Electronic – Detect which momentary switch caused a STM32 cpu to wakeup


Edit: This question is wrong. The stm325105 has only one wakeup pin. But other ST-parts has more than one wakeup pin, so the given answer is valid for those.

I have a stm32f105 that has two momentary buttons connected to the wakeup inputs. The processor is put in STANDBY MODE. When any of the buttons are pressed, or the RTC timer fires, the cpu wakes up.

The problem is that I want the cpu to do different things depending on which wakeup input was triggered. According to 5.3.5 from ST stm32f105xx reference manual, no registers are preserved except for a status register indicating that we've been woken up (but not by who) and 42 backup registers.

The Standby mode allows to achieve the lowest power consumption. It is based on the
Cortex ® -M3 deepsleep mode, with the voltage regulator disabled. The 1.8 V domain is
consequently powered off. The PLL, the HSI oscillator and the HSE oscillator are also
switched off. SRAM and register contents are lost except for registers in the Backup domain
and Standby circuitry.

After waking up from Standby mode, program execution restarts in the same way as after a
Reset (boot pins sampling, vector reset is fetched, etc.). The SBF status flag in the Power
control/status register (PWR_CSR) indicates that the MCU was in Standby mode.

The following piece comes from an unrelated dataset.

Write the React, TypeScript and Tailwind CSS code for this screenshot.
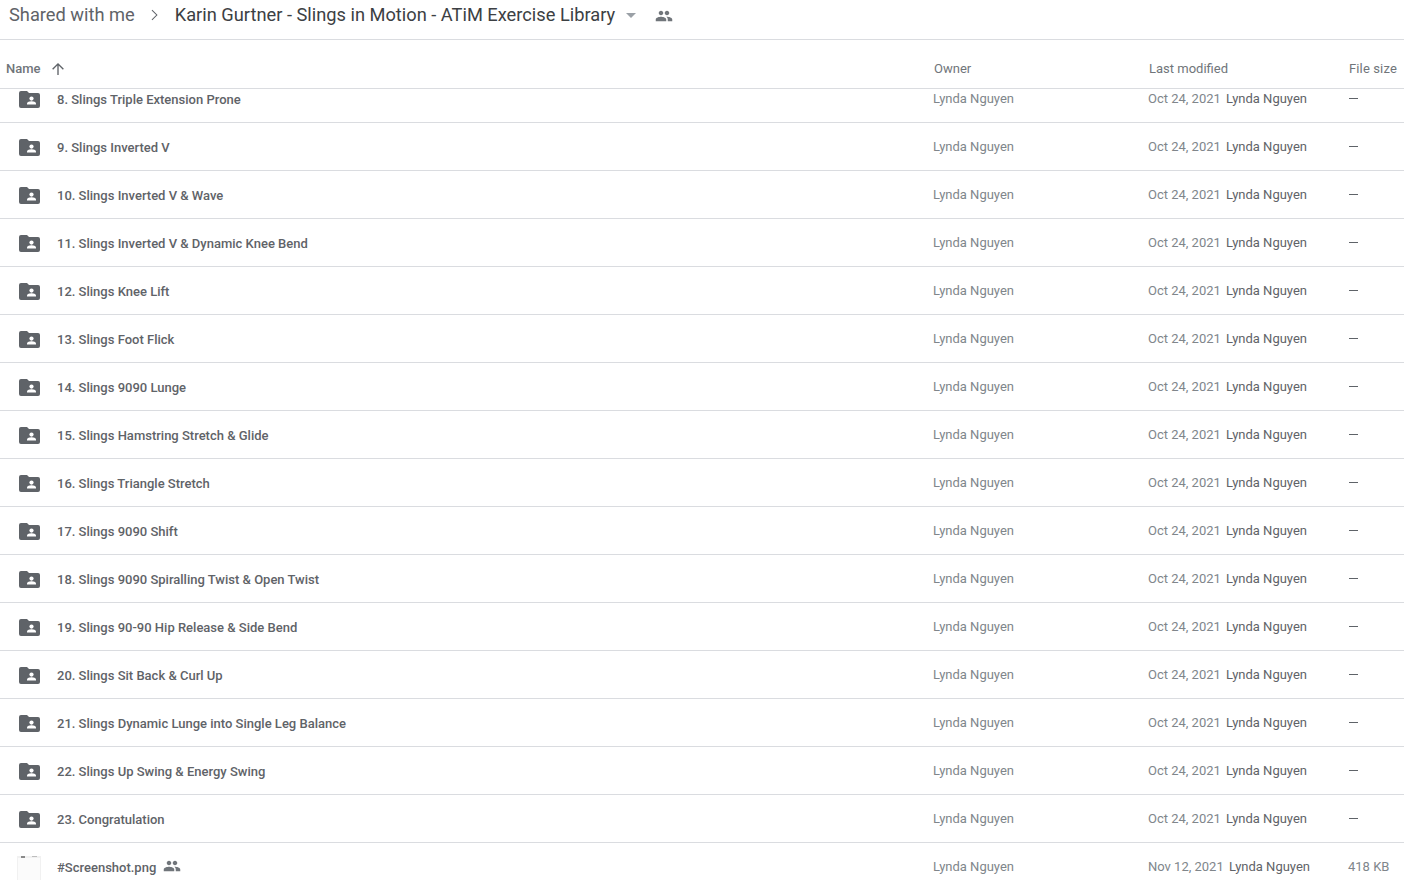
import React from "react"

type Row = {
  name: string
}

const rows: Row[] = [
  { name: "8. Slings Triple Extension Prone" },
  { name: "9. Slings Inverted V" },
  { name: "10. Slings Inverted V & Wave" },
  { name: "11. Slings Inverted V & Dynamic Knee Bend" },
  { name: "12. Slings Knee Lift" },
  { name: "13. Slings Foot Flick" },
  { name: "14. Slings 9090 Lunge" },
  { name: "15. Slings Hamstring Stretch & Glide" },
  { name: "16. Slings Triangle Stretch" },
  { name: "17. Slings 9090 Shift" },
  { name: "18. Slings 9090 Spiralling Twist & Open Twist" },
  { name: "19. Slings 90-90 Hip Release & Side Bend" },
  { name: "20. Slings Sit Back & Curl Up" },
  { name: "21. Slings Dynamic Lunge into Single Leg Balance" },
  { name: "22. Slings Up Swing & Energy Swing" },
  { name: "23. Congratulation" },
]

function PeopleIcon({ className }: { className: string }) {
  return (
    <svg viewBox="0 0 24 24" className={className} fill="#70757a">
      <path d="M16 11c1.66 0 2.99-1.34 2.99-3S17.66 5 16 5s-3 1.34-3 3 1.34 3 3 3zm-8 0c1.66 0 2.99-1.34 2.99-3S9.66 5 8 5 5 6.34 5 8s1.34 3 3 3zm0 2c-2.33 0-7 1.17-7 3.5V19h14v-2.5C15 14.17 10.33 13 8 13zm8 0c-.29 0-.62.02-.97.05 1.16.84 1.97 1.97 1.97 3.45V19h6v-2.5c0-2.33-4.67-3.5-7-3.5z" />
    </svg>
  )
}

function SharedFolderIcon() {
  return (
    <svg viewBox="0 0 21 17" className="mt-[1px] h-[17px] w-[21px]">
      <path
        fill="#5f6368"
        d="M2 0h6l2 2h9a2 2 0 0 1 2 2v11a2 2 0 0 1-2 2H2a2 2 0 0 1-2-2V2a2 2 0 0 1 2-2z"
      />
      <circle cx="12.500" cy="7.600" r="2.100" fill="#fff" />
      <path fill="#fff" d="M8 13.400v-1c0-1.500 3-2.200 4.500-2.200s4.500.7 4.500 2.200v1z" />
    </svg>
  )
}

function FileRow({ row }: { row: Row }) {
  return (
    <div className="flex h-[48px] shrink-0 items-center border-b border-[#dadce0]">
      <div className="flex w-[933px] items-center pl-[19px]">
        <SharedFolderIcon />
        <span className="ml-[17px] translate-y-[1px] text-[13px] font-medium text-[#5f6368]">{row.name}</span>
      </div>
      <div className="w-[215px] text-[13px] text-[#80868b]">Lynda Nguyen</div>
      <div className="flex w-[201px] items-center text-[13px]">
        <span className="w-[78px] text-[#80868b]">Oct 24, 2021</span>
        <span className="text-[#5f6368]">Lynda Nguyen</span>
      </div>
      <div className="w-[9px] border-t border-[#5f6368]" />
    </div>
  )
}

export default function App() {
  return (
    <div className="flex h-[880px] w-[1404px] flex-col overflow-hidden bg-white font-['Roboto',sans-serif]">
      {/* BREADCRUMB */}
      <div className="flex h-[40px] shrink-0 items-start border-b border-[#dadce0] pl-[9px] pt-[1px] text-[18.25px]">
        <span className="text-[#5f6368]">Shared with me</span>
        <svg viewBox="0 0 24 24" className="ml-[8px] mt-[2px] h-[24px] w-[24px]" fill="#5f6368">
          <path d="M9.300 6.700 8.600 7.400 13.200 12l-4.600 4.600.7.7 5.300-5.300z" />
        </svg>
        <span className="ml-[8px] text-[#3c4043]">Karin Gurtner - Slings in Motion - ATiM Exercise Library</span>
        <svg viewBox="0 0 10 5" className="ml-[11px] mt-[12px] h-[5px] w-[10px]" fill="#9aa0a6">
          <path d="M0 0h10L5 5z" />
        </svg>
        <PeopleIcon className="ml-[19px] mt-[6px] h-[18px] w-[18px]" />
      </div>

      {/* COLUMN HEADERS */}
      <div className="flex h-[49px] shrink-0 items-center border-b border-[#dadce0] pt-[9px] text-[13px] text-[#70757a]">
        <div className="flex w-[934px] items-center pl-[6px]">
          <span className="font-medium">Name</span>
          <svg viewBox="0 0 24 24" className="ml-[8px] h-[18px] w-[18px]" fill="#5f6368">
            <path d="M12.900 20V7.400l5.600 5.600 1.300-1.300L12 4l-7.800 7.700L5.500 13l5.600-5.600V20z" />
          </svg>
        </div>
        <div className="w-[215px]">Owner</div>
        <div className="w-[200px]">Last modified</div>
        <div className="tracking-[0.01em]">File size</div>
      </div>

      {/* FILE LIST */}
      <div className="flex-1 overflow-hidden">
        <div className="-mt-[14px] flex flex-col">
          {rows.map((row) => (
            <FileRow key={row.name} row={row} />
          ))}
          <div className="flex h-[48px] shrink-0 items-center">
            <div className="flex w-[933px] items-center pl-[17px]">
              <div className="mt-[3px] h-[25px] w-[24px] border-x border-[#f1f1f1] bg-[#fbfbfb]">
                <div className="flex h-[2px] justify-between bg-[#f1f1f1] px-[3px]">
                  <div className="h-[2px] w-[4px] bg-[#8a8a8a]" />
                  <div className="h-[1px] w-[5px] bg-[#bdbdbd]" />
                </div>
              </div>
              <span className="ml-[16px] translate-y-[1px] text-[13px] font-medium text-[#5f6368]">#Screenshot.png</span>
              <PeopleIcon className="ml-[7px] -mt-[2px] h-[18px] w-[18px]" />
            </div>
            <div className="w-[215px] text-[13px] text-[#80868b]">Lynda Nguyen</div>
            <div className="flex w-[200px] items-center text-[13px]">
              <span className="w-[81px] text-[#80868b]">Nov 12, 2021</span>
              <span className="text-[#5f6368]">Lynda Nguyen</span>
            </div>
            <div className="text-[13px] text-[#80868b]">418 KB</div>
          </div>
        </div>
      </div>
    </div>
  )
}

This ST forum post, How to determine the origin of Wakeup from Standby?, suggests that I can't detect which wakeup triggered in software. I found no other posts there that gave any more enlightment.

How can I use software or hardware for determining, after waking up, which wakeup input was triggered?

Best Answer

I don't know the details of this ST part, so I'll assume your description of it is correct.

The processor should wake up very soon after either button is pressed. This should be especially true if it has a internal RC oscillator. Even if you need to run from a crystal eventually for accuracy reasons, perhaps you can have the part start from a internal RC, then switch to the crystal later. There are micros that can do such things, although I don't know if yours is one of them.

In any case, you read both inputs as soon as possible after wakeup. Unless there is something unusual about this ST micro, that should be from a ms to a few 10s of ms from the button press.

To guarantee the line is still low, use a capacitor to keep the line low for up to 100 ms after the button is released.

For example, let's say the guaranteed logic low input level is 20% of the supply voltage. The line is pulled up with a resistor, and has a capacitor to ground. The button shorts the line to ground. The line therefore floats high, and is actively forced to ground when the button is pressed. When the button is released, the voltage exponentially decays towards the supply.

Decaying to 20% of the final value happens in 0.22 time constants. Lets say you want to guarantee the line looks low for 100 ms after a button press. That means the RC time constant must be 450 ms. With 100 kΩ pullup, the capacitance would need to be 4.5 µF. So a 4.7 µF 10 V cap would do nicely.